Unidentified female: “Yeah… your voice sounds familiar so it must be you. I was just calling because I was wondering if you go both ways.

Silence.

Silence.

More Silence.

Me: “Ummmm… I don’t. But thanks for the compliment.” My voice apparently didn’t even change tone.

Now identified arm massage girl: ” Oh okay. My boyfriend and I just thought you were really fun and really cute.”

Me: “Well thanks. Have a good night! Bye!” Again… tone not changing.

Slightly creepy arm massage patron: “Bye.”

I hang up the phone. My face apparently must have had a strange look upon it.

Co-worker: “Who was that.”

Me: “I think I was just propositioned to be in a threesome.”

While slightly awkward… my team and I just laughed it off. And the truth is actually this:

My 30th birthday is turning out to be the gift that keeps on giving. Because the reality is this couple was young. Younger than me. And they were attractive. So it really was a compliment because they weren’t a creepy video game obsessed couple who never leaves their basement. But who knew that things happened like this outside the strip club?

Although apparently just like in a strip club, I have to draw hard limits with my customers otherwise I might have to call the bouncer. So just as a rule of thumb… I came up with these general guidelines to remain professional:

Keep skirts no higher than your knee, Go nowhere below the belt, and keep all arm massages below the elbow. Just to be safe 🙂

One thought on “We like donuts too… do you want to have a threesome?
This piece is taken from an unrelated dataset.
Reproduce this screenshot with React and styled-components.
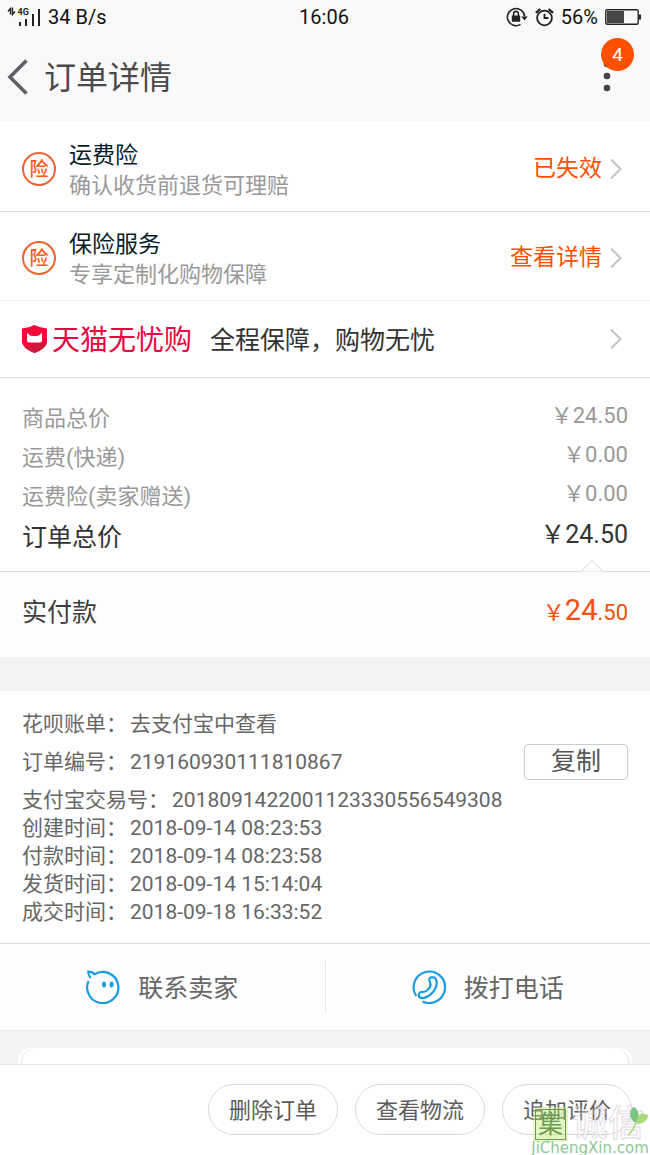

  1. Once in an art gallery (because it was my job also) I helped a man name Bruce learn about a piece of art he liked. In the gallery mail 3 days later was an invitation and a train ticket to join him in some beach community for the weekend. I don’t know why customers think that retail people are offering more than the products they are selling. At least it gives us funny stories to laugh about after we get over the awkward, shocking, inappropriate event. People are so weird. Where do they come from? Video games, strip clubs, strange communities somewhere? Clearly, far, far away from Colorado.